Abstract

Monitoring of environmental change can benefit from the increasing availability of multitemporal satellite imagery, and efficient and effective analysis tools are needed to generate relevant spatio-temporal land cover datasets. We present a data driven approach for automatic training sample selection to support supervised spatio-temporal mapping of seasonally burned areas in the semi-arid savannas of Southern Africa. Our approach leveraged the distinctive spectral-temporal trajectories associated with areas on the landscape burned at different times or areas remaining unburned over time.

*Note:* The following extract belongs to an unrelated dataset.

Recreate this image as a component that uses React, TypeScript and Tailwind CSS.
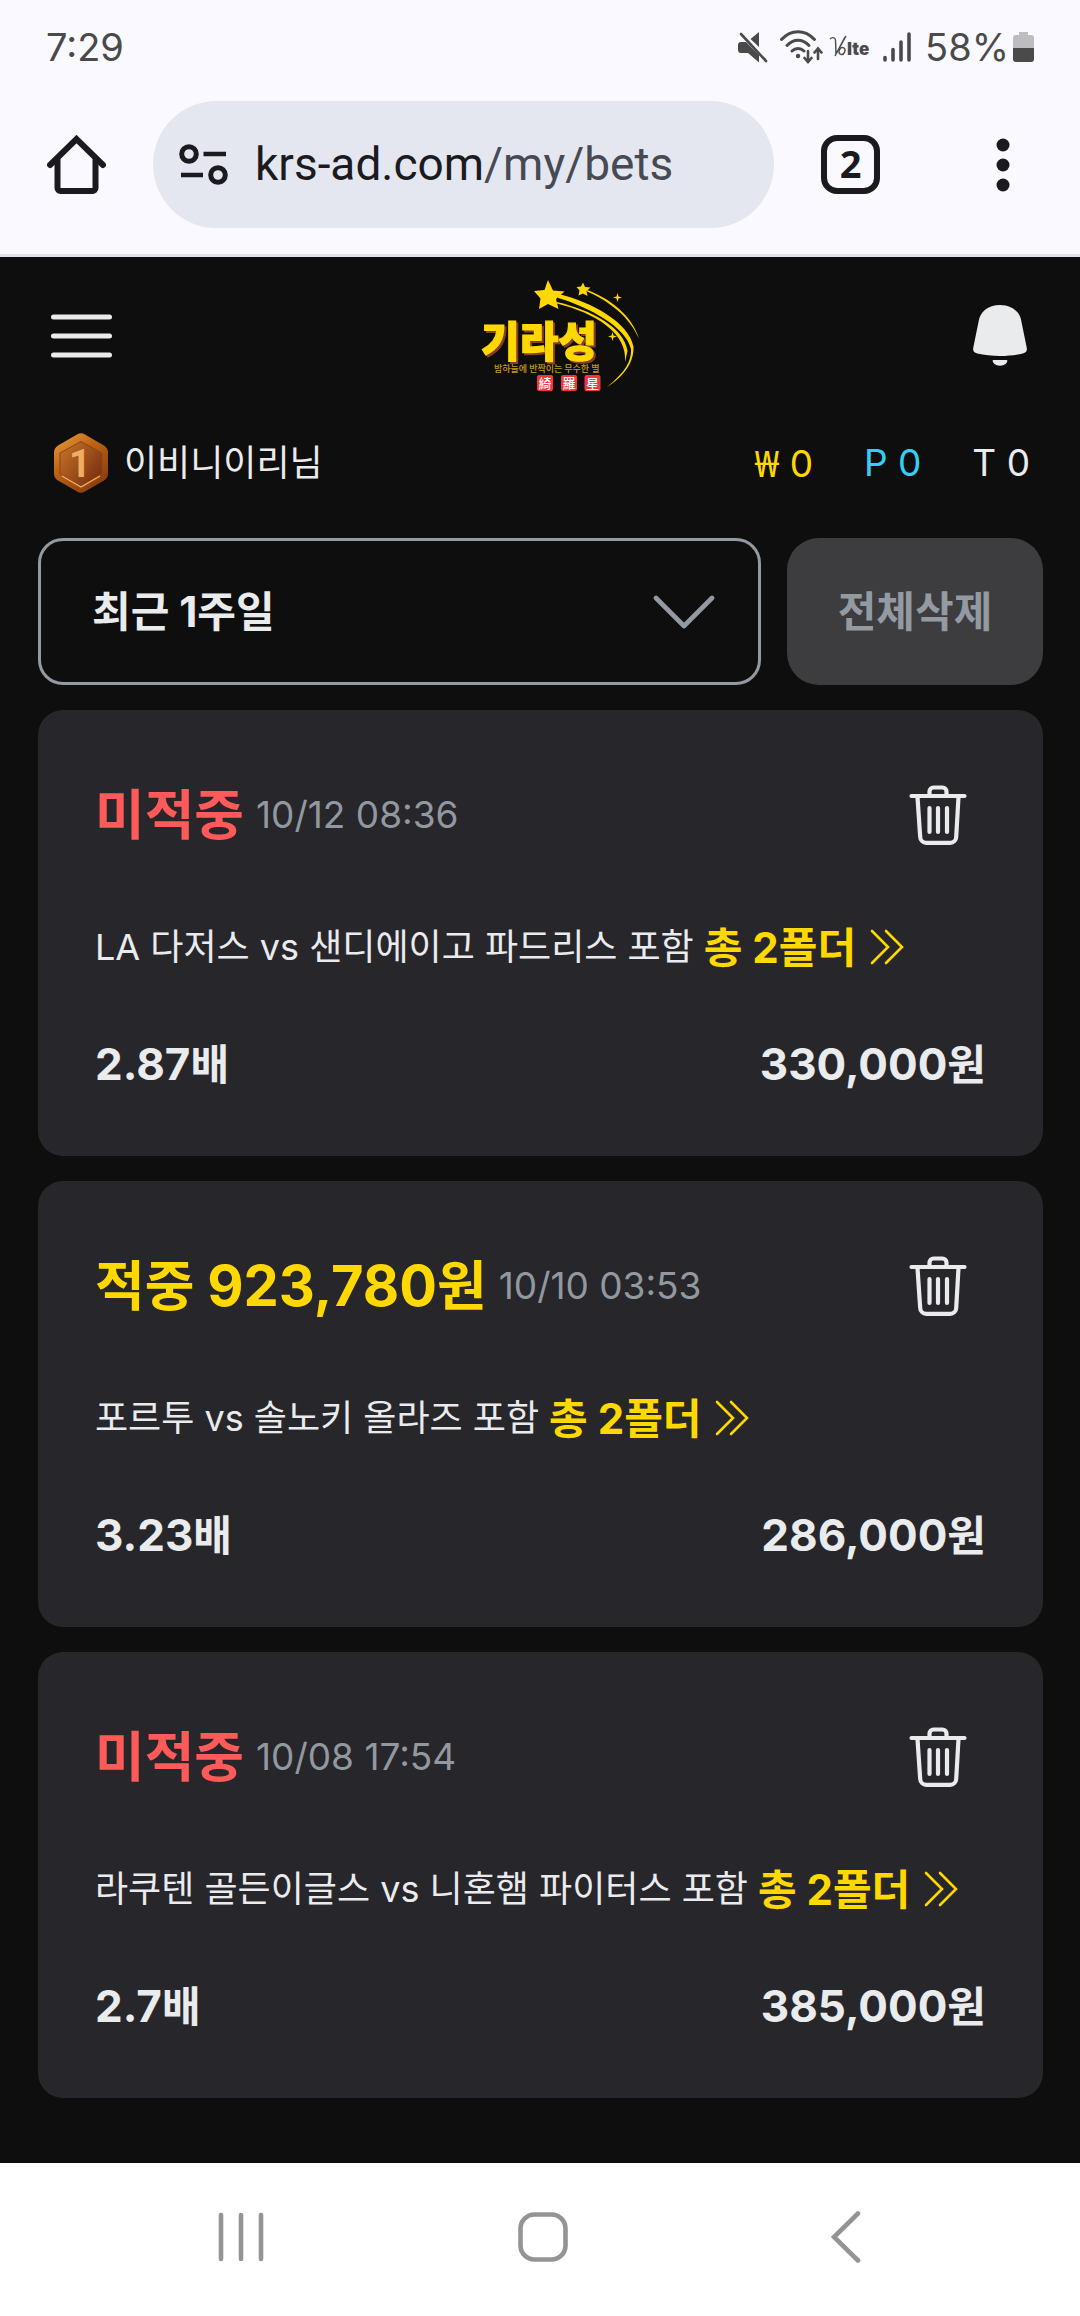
import { useState } from "react";

type Bet = {
  id: number;
  won: boolean;
  prize?: string;
  date: string;
  match: string;
  folders: number;
  odds: string;
  amount: string;
};

const BETS: Bet[] = [
  {
    id: 1,
    won: false,
    date: "10/12 08:36",
    match: "LA 다저스 vs 샌디에이고 파드리스 포함",
    folders: 2,
    odds: "2.87",
    amount: "330,000",
  },
  {
    id: 2,
    won: true,
    prize: "923,780",
    date: "10/10 03:53",
    match: "포르투 vs 솔노키 올라즈 포함",
    folders: 2,
    odds: "3.23",
    amount: "286,000",
  },
  {
    id: 3,
    won: false,
    date: "10/08 17:54",
    match: "라쿠텐 골든이글스 vs 니혼햄 파이터스 포함",
    folders: 2,
    odds: "2.7",
    amount: "385,000",
  },
];

function StatusBar() {
  return (
    <div className="flex h-[94px] items-center justify-between px-[46px] text-[38px] text-[#4a4a4a]">
      <span>7:29</span>
      <div className="flex items-center">
        <svg width="30" height="32" viewBox="0 0 30 32" fill="#4a4a4a" className="mr-3">
          <path d="M21 1v15L12.500 8z" />
          <path d="M3 11h5l13 13v7.500L10 22H3a3 3 0 0 1-3-3v-5a3 3 0 0 1 3-3z" />
          <path d="M3 3l25 27" stroke="#4a4a4a" strokeWidth="2.600" strokeLinecap="round" />
        </svg>
        <svg width="43" height="34" viewBox="0 0 43 34" fill="none" stroke="#4a4a4a" strokeWidth="3" strokeLinecap="round" className="mr-1.5">
          <path d="M1.500 9.500C11-1 25-1 34.500 9.500" />
          <path d="M7 15.500c6.500-7 15.500-7 22 0" />
          <path d="M12 21c3.500-3.500 8.500-3.500 12 0" />
          <circle cx="18" cy="26" r="2.200" fill="#4a4a4a" stroke="none" />
          <path d="M28 21v10M24.500 28l3.500 4 3.500-4M38 29V19M34.500 22.500l3.500-4 3.500 4" strokeWidth="2.600" />
        </svg>
        <svg width="44" height="26" viewBox="0 0 44 26" fill="#4a4a4a" className="mr-2.5">
          <path d="M1 5c2-2 5-2 5.500 1L7 20 16 3M17 2L6 22" fill="none" stroke="#4a4a4a" strokeWidth="1.400" />
          <ellipse cx="13" cy="17" rx="2.800" ry="3.600" transform="rotate(20 13 17)" fill="none" stroke="#4a4a4a" strokeWidth="1.400" />
          <text x="18" y="21" fontFamily="Inter, sans-serif" fontSize="17" fontWeight="900">lte</text>
        </svg>
        <svg width="28" height="30" viewBox="0 0 28 30" stroke="#4a4a4a" strokeWidth="3.600" strokeLinecap="round" className="mr-3.5">
          <path d="M2 25.500v2.500M10 17.500V28M18 10v18M26 2v26" />
        </svg>
        <span className="mr-1">58%</span>
        <svg width="21" height="30" viewBox="0 0 21 30">
          <path d="M6 0h9v3h3a3 3 0 0 1 3 3v10H0V6a3 3 0 0 1 3-3h3z" fill="#bdbdbf" />
          <path d="M0 16h21v11a3 3 0 0 1-3 3H3a3 3 0 0 1-3-3z" fill="#4a4a4a" />
        </svg>
      </div>
    </div>
  );
}

function BrowserBar() {
  return (
    <div className="flex items-center border-b-[3px] border-[#e2e2ea] pt-[7px] pr-[70px] pb-[26px] pl-[47px]">
      <button aria-label="Home">
        <svg width="59" height="59" viewBox="0 0 59 59" fill="none" stroke="#1b1b1f" strokeWidth="6" strokeLinecap="round" strokeLinejoin="round">
          <path d="M3 30L29.500 4 56 30" strokeLinejoin="miter" />
          <path d="M10.500 25v28a3 3 0 0 0 3 3h32a3 3 0 0 0 3-3V25" />
        </svg>
      </button>
      <button className="mx-[47px] flex h-[127px] min-w-0 flex-1 items-center rounded-full bg-[#e4e7f0] pl-[26px] font-['Roboto',sans-serif] text-[46px] text-[#1b1b1f]">
        <svg width="50" height="42" viewBox="0 0 50 42" fill="none" stroke="#1b1b1f" className="mr-[26px] shrink-0">
          <circle cx="10" cy="10" r="7.300" strokeWidth="5" />
          <circle cx="39" cy="31" r="7.300" strokeWidth="5" />
          <path d="M24.500 10H47M2 31h22" strokeWidth="4.400" />
        </svg>
        <span>krs-ad.com</span>
        <span className="text-[#474a53]">/my/bets</span>
      </button>
      <button className="flex size-[59px] items-center justify-center rounded-2xl border-6 border-[#1b1b1f] pb-1 font-['Open_Sans',sans-serif] text-[38px] leading-none font-bold text-[#1b1b1f]">
        2
      </button>
      <button aria-label="Menu" className="ml-[116px]">
        <svg width="14" height="54" viewBox="0 0 14 54" fill="#1b1b1f">
          <circle cx="7" cy="7" r="6.500" />
          <circle cx="7" cy="27" r="6.500" />
          <circle cx="7" cy="47" r="6.500" />
        </svg>
      </button>
    </div>
  );
}

function Logo() {
  return (
    <svg width="204" height="118" viewBox="-20 12 204 118">
      <g fill="#ffd800">
        <path d="M87 15l5 10.500 11.500 1-8.500 7.500 2.500 10-10.500-5-9 5 1.500-10.500L73 26l10.500-1z" />
        <path d="M122 17.500l2 4.500 5.500.500-4 3.500 1 5-4.500-2.500-4.500 2 1-5-3-3.500 4.500-.500z" />
        <path d="M98 29C130 37 168 57 172.500 82 173 100 160 113 145 123 158 112 171 100 170 84 165 62 128 42 97 33z" />
        <path d="M126 25C148 33 171 50 178 74 169 52 148 36 126 26.500z" />
        <path d="M96 37C130 45 163 62 166.500 86L164 97C167 68 134 48 96 38.500z" />
        <path d="M156.500 28l1 3.500 3.500 1-3.500 1-1 3.500-1-3.500-3.500-1 3.500-1zM151.500 67l1 3.500 3.500 1-3.500 1-1 3.500-1-3.500-3.500-1 3.500-1z" />
      </g>
      <text
        x="20"
        y="92"
        fontFamily="'Noto Sans CJK KR', sans-serif"
        fontWeight="900"
        fontSize="42"
        fill="#ffd800"
        stroke="#ffd800"
        strokeWidth="1.200"
        className="drop-shadow-[2px_2px_0_#8c3a2a]"
      >
        기라성
      </text>
      <text x="33" y="107" fontFamily="'Noto Sans CJK KR', sans-serif" fontWeight="500" fontSize="9" fill="#c29a1c">
        밤하늘에 반짝이는 무수한 별
      </text>
      <g fill="#f7333a">
        <rect x="76" y="110" width="16" height="16" rx="2" />
        <rect x="100" y="110" width="16" height="16" rx="2" />
        <rect x="123.500" y="110" width="16" height="16" rx="2" />
      </g>
      <g fontFamily="'Noto Sans CJK TC', sans-serif" fontWeight="500" fontSize="13" fill="#fff">
        <text x="77.500" y="123">綺</text>
        <text x="101.500" y="123">羅</text>
        <text x="125" y="123">星</text>
      </g>
    </svg>
  );
}

function SiteHeader() {
  return (
    <header className="flex h-[157px] items-center justify-between pr-[53px] pl-[51px]">
      <button aria-label="메뉴">
        <svg width="61" height="44" viewBox="0 0 61 44" stroke="#eaebed" strokeWidth="5" strokeLinecap="round">
          <path d="M2.500 3h56M2.500 22h56M2.500 41h56" />
        </svg>
      </button>
      <Logo />
      <button aria-label="알림">
        <svg width="54" height="61" viewBox="0 0 54 61" fill="#eaebed">
          <path d="M27 0C39 0 47.500 7 48.500 17L53.800 43c.4 3-1 4.700-4 5.500-14 3.300-31.600 3.300-45.600 0-3-.8-4.400-2.500-4-5.500L5.500 17C6.500 7 15 0 27 0z" />
          <path d="M20.500 55h13c1.500 0 1 2-.5 3.500-3.500 3-8.500 3-12 0-1.500-1.500-2-3.500-.5-3.500z" />
        </svg>
      </button>
    </header>
  );
}

function LevelBadge() {
  return (
    <svg width="54" height="60" viewBox="0 0 54 60">
      <defs>
        <linearGradient id="rim" x1="0" y1="0" x2="0.700" y2="1">
          <stop offset="0" stopColor="#f0a23c" />
          <stop offset="0.450" stopColor="#bd6317" />
          <stop offset="1" stopColor="#8a3c0c" />
        </linearGradient>
        <linearGradient id="face" x1="0" y1="0" x2="1" y2="0.800">
          <stop offset="0" stopColor="#c8762a" />
          <stop offset="1" stopColor="#7a2f10" />
        </linearGradient>
      </defs>
      <path d="M23 1.500q4-2.500 8 0l19 11q4 2.500 4 7v21q0 4.500-4 7l-19 11q-4 2.500-8 0l-19-11q-4-2.500-4-7v-21q0-4.500 4-7z" fill="url(#rim)" />
      <path d="M27 8.500L48 20v21L27 53 6 41V20z" fill="url(#face)" stroke="#8f4512" strokeWidth="1" />
      <path d="M8 43L27 54 46 43" fill="none" stroke="#f2b160" strokeWidth="1.400" />
      <text x="26" y="44" textAnchor="middle" fontFamily="Roboto, sans-serif" fontWeight="700" fontSize="38" fill="#eeae62">1</text>
    </svg>
  );
}

function TrashIcon() {
  return (
    <svg width="58" height="60" viewBox="0 0 58 60" fill="none" stroke="#eaebed" strokeWidth="4.200" strokeLinecap="round" strokeLinejoin="round">
      <path d="M2.500 11h53" />
      <path d="M20.500 10V6.500a4 4 0 0 1 4-4h9a4 4 0 0 1 4 4V10" />
      <path d="M8.500 12l2.700 40a6 6 0 0 0 6 5.800h24a6 6 0 0 0 6-5.800l2.300-40" />
      <path d="M20.500 23v24M29 23v24M38 23v24" />
    </svg>
  );
}

function BetCard({ bet, onDelete }: { bet: Bet; onDelete: () => void }) {
  return (
    <li className="rounded-[25px] bg-[#27262b] px-[57px] pt-[73px] pb-[60px]">
      <div className="flex h-16 items-center justify-between pr-[19px]">
        <div className="flex items-center">
          {bet.won ? (
            <strong className="text-[54px] font-bold text-[#ffd800]">
              적중 <span className="text-[56px]">{bet.prize}</span>원
            </strong>
          ) : (
            <strong className="text-[54px] font-bold text-[#ff5a5a]">미적중</strong>
          )}
          <span className="ml-3 text-[37px] text-[#92989f]">{bet.date}</span>
        </div>
        <button aria-label="삭제" onClick={onDelete}>
          <TrashIcon />
        </button>
      </div>

      <a href="#" className="mt-[68px] flex h-16 items-center">
        <span className="text-[36px]">{bet.match}</span>
        <span className="ml-2.5 text-[42px] font-bold text-[#ffd800]">
          총 {bet.folders}폴더
        </span>
        <svg width="34" height="36" viewBox="0 0 34 36" fill="none" stroke="#ffd800" strokeWidth="2.600" strokeLinecap="round" className="ml-3.5">
          <path d="M2 2l16 16L2 34M16 2l16 16-16 16" />
        </svg>
      </a>

      <div className="mt-[53px] flex h-16 items-center justify-between text-[42px] font-bold">
        <span>
          <span className="text-[44px]">{bet.odds}</span>배
        </span>
        <span>
          <span className="text-[44px]">{bet.amount}</span>원
        </span>
      </div>
    </li>
  );
}

function NavigationBar() {
  return (
    <nav className="grid h-[153px] grid-cols-3 items-center bg-white pr-[83px] pb-[5px] pl-[90px]">
      <button aria-label="Recents" className="flex justify-center">
        <svg width="48" height="50" viewBox="0 0 48 50" stroke="#949494" strokeWidth="4.600" strokeLinecap="round">
          <path d="M4 3v44M24 3v44M44 3v44" />
        </svg>
      </button>
      <button aria-label="Home" className="flex justify-center">
        <svg width="50" height="50" viewBox="0 0 50 50" fill="none" stroke="#949494" strokeWidth="4.600">
          <rect x="2.500" y="2.500" width="45" height="45" rx="14" />
        </svg>
      </button>
      <button aria-label="Back" className="flex justify-center">
        <svg width="30" height="52" viewBox="0 0 30 52" fill="none" stroke="#949494" strokeWidth="4.600" strokeLinecap="round">
          <path d="M27 2.500L3 26l24 23.500" />
        </svg>
      </button>
    </nav>
  );
}

export default function App() {
  const [bets, setBets] = useState(BETS);
  const [period, setPeriod] = useState("1w");

  return (
    <div className="flex min-h-screen flex-col bg-[#0e0e0e] font-['Inter','Noto_Sans_CJK_KR',sans-serif] text-[#eaebed]">
      <div className="bg-[#faf9ff]">
        <StatusBar />
        <BrowserBar />
      </div>

      <SiteHeader />

      <div className="flex h-[98px] items-center justify-between pr-[50px] pl-[54px]">
        <div className="flex items-center gap-4 text-[36px]">
          <LevelBadge />
          <span>이비니이리님</span>
        </div>
        <div className="flex gap-[51px] text-[37px]">
          <span className="text-[#ffd800]">
            <span className="font-['Noto_Sans',sans-serif]">₩</span> 0
          </span>
          <span className="text-[#33d0f5]">P 0</span>
          <span>T 0</span>
        </div>
      </div>

      <main className="flex-1 pt-[26px] pr-[37px] pb-[65px] pl-[38px]">
        <div className="flex gap-[26px]">
          <div className="relative flex-1">
            <select
              aria-label="기간"
              value={period}
              onChange={(e) => setPeriod(e.target.value)}
              className="h-[147px] w-full appearance-none rounded-[25px] border-3 border-[#939aa2] bg-transparent pl-[51px] text-[42px] font-bold"
            >
              <option value="1w">최근 1주일</option>
              <option value="1m">최근 1개월</option>
            </select>
            <svg
              width="62"
              height="34"
              viewBox="0 0 62 34"
              fill="none"
              stroke="#939aa2"
              strokeWidth="4.600"
              strokeLinecap="round"
              strokeLinejoin="round"
              className="pointer-events-none absolute inset-y-0 right-[46px] my-auto"
            >
              <path d="M3 3l28 28L59 3" />
            </svg>
          </div>
          <button
            onClick={() => setBets([])}
            className="h-[147px] w-64 rounded-[32px] bg-[#3d3d3f] text-[42px] font-bold text-[#939aa2]"
          >
            전체삭제
          </button>
        </div>

        <ul className="mt-[25px] flex flex-col gap-[25px]">
          {bets.map((bet) => (
            <BetCard
              key={bet.id}
              bet={bet}
              onDelete={() => setBets(bets.filter((x) => x.id !== bet.id))}
            />
          ))}
        </ul>
      </main>

      <NavigationBar />
    </div>
  );
}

Using fuzzy c-means clustering, we extracted distinctive trajectories from the multitemporal mid-infrared burn index (MIRBI) data derived from Landsat data and characterized them based on empirically developed labeling rules. The selected training trajectories captured both the burn condition (burned or unburned) and if burned, the timeframe of the burn event. We assessed the approach by training a Random Forests model using over 2500 automatically selected training data and validated the model against ground truth for years 2009 and 2014. Based on over 1000 validation points in each year, we obtained overall accuracies above 90% showing reliable and consistent training data were supplied by our automatic training sample selection approach. The method provides a data driven and automatic approach which can reduce the time-consuming and expensive training task, enabling quicker generation of relevant burned area information that can support fire monitoring programs and climate change research.